ARLINGTON – Almost two months after a cross was set ablaze on a black family’s lawn, Arlington is struggling to heal the scar.
Community leaders met with Walter Atkinson of the U.S. Department of Justice last month to start mending the wound.
Tom Hudson, a black father whose daughter attends Arlington High School, said that meeting was a good start. But he worries that in the meantime, those efforts might have lost momentum.
“I felt that they should have scheduled another meeting within 10 to 15 days, where things would be fresh, and we didn’t have to backtrack,” Hudson said. “I think they missed that opportunity.”
Pastor Jason Martin, whose son, Tyshaun, was the target of the two white boys who admitted burning the cross, worried that summer vacation might cause further delay. He urged meeting soon so that a plan of action could be in place when school resumes in the fall.
Mayor Margaret Larson said the delay has not been for lack of trying. City staff and school district officials have been coordinating with Atkinson, trying to find a meeting date open to all.

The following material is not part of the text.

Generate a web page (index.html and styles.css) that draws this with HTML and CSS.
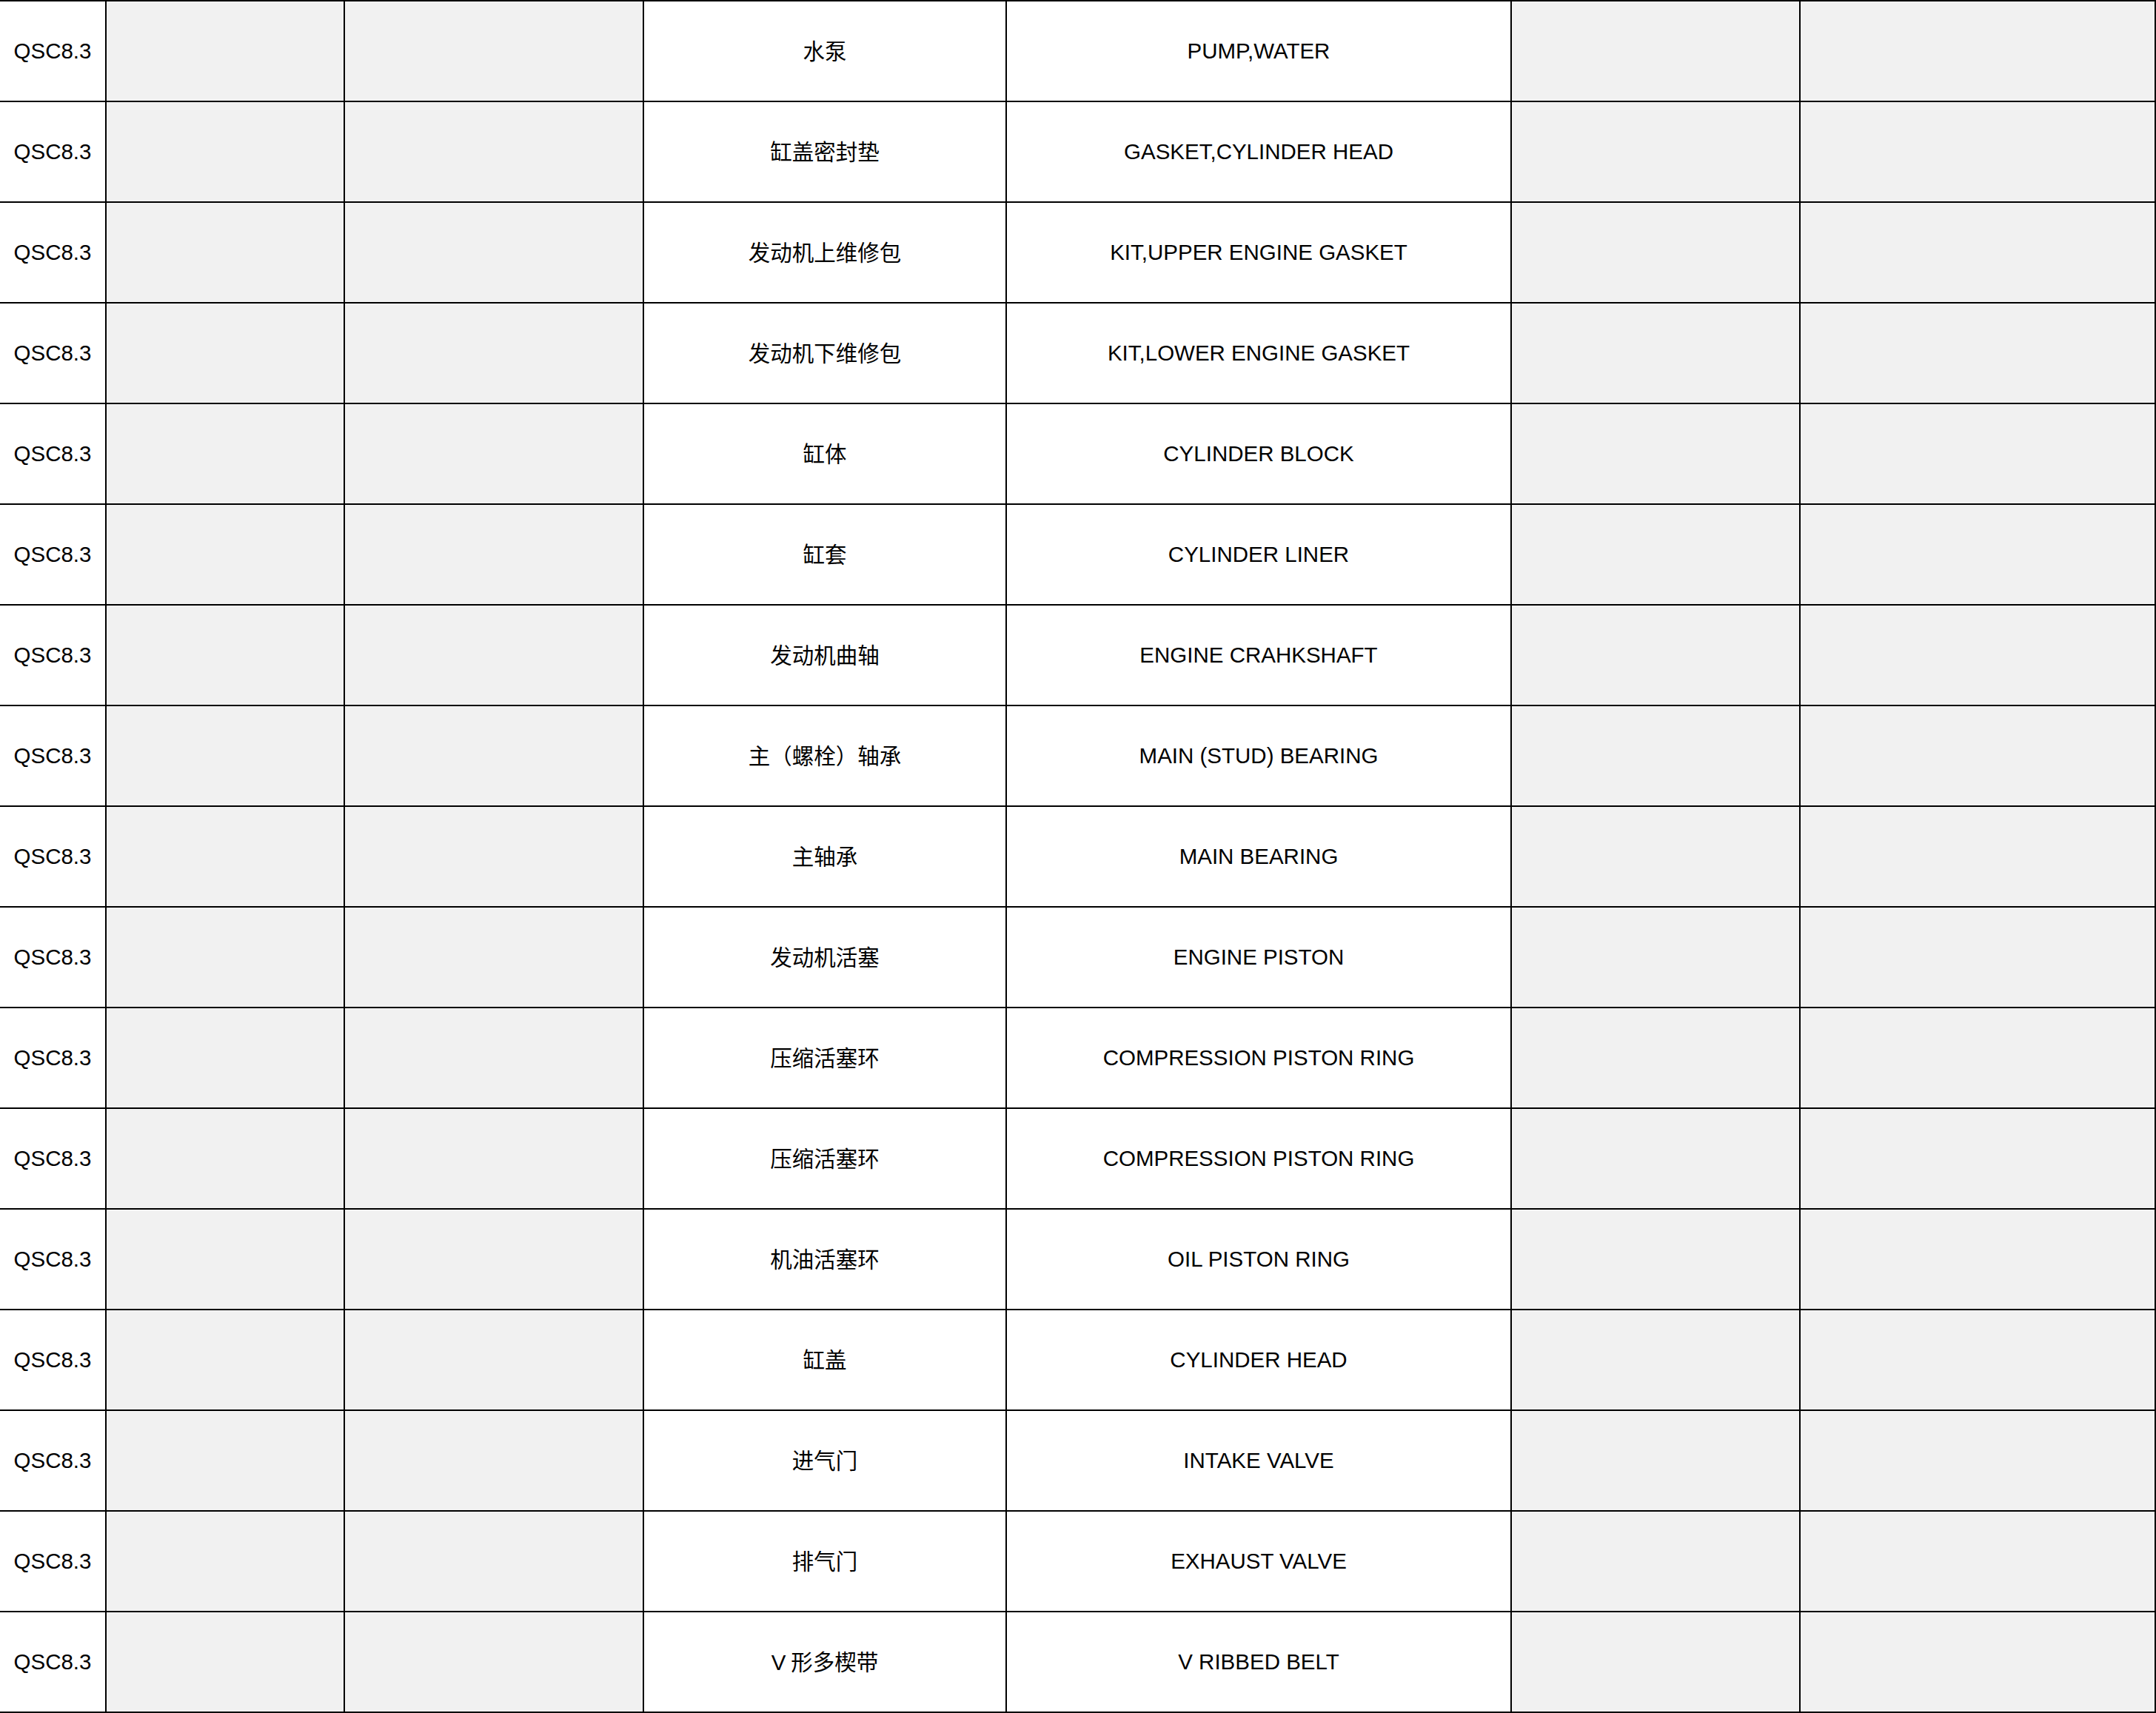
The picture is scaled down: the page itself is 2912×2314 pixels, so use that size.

“We haven’t forgotten,” Larson said.
In addition to the representatives of black, Asian and nonprofit communities who attended the first meeting, the city is planning to invite American Indians, Hispanics and students to the next meeting, she said.
In the meantime, some high school students have continued their yearlong quest to improve their school’s social and cultural climate, said Barbara Marsh, curriculum director.
The group, which does not have a formal name, is hoping by fall to focus ideas on what to do, including class meetings, assemblies, mentoring or leadership training, she said.
Hudson and Martin renewed their calls for the school district to more actively seek out minority candidates for administrative and teaching jobs. Those calls came too late in the hiring process for a new high school principal in April, but a vice principal position is open, and candidates have not been selected yet.
Shirley Case, the school district’s personnel director, said all job openings are posted on various school-employment Web sites. Federal rules prohibit the district from using race as a factor, but she said the district would be open to sending the job postings elsewhere if it would help.
Hudson suggested calling the NAACP or a group called Seattle Community Corporate Reform.
At the April meeting, Atkinson said communities that succeeded in rejecting racist acts did so because of organized, visible, long-term campaigns against racism.
Larson wants to build on the first meeting. The stories people told of their experiences living as minorities in her native Arlington gave her new awareness, she said.
“It’s very easy to say that’s not happening in my town,” Larson said. “Sometimes we ignore things, and they really are happening.”
That same spirit is helping his daughter at school, Hudson said.
“I know that she feels a little bit more free to talk to other kids that are in the same situation when she’s having the same problem, as opposed to getting into a verbal confrontation,” he said.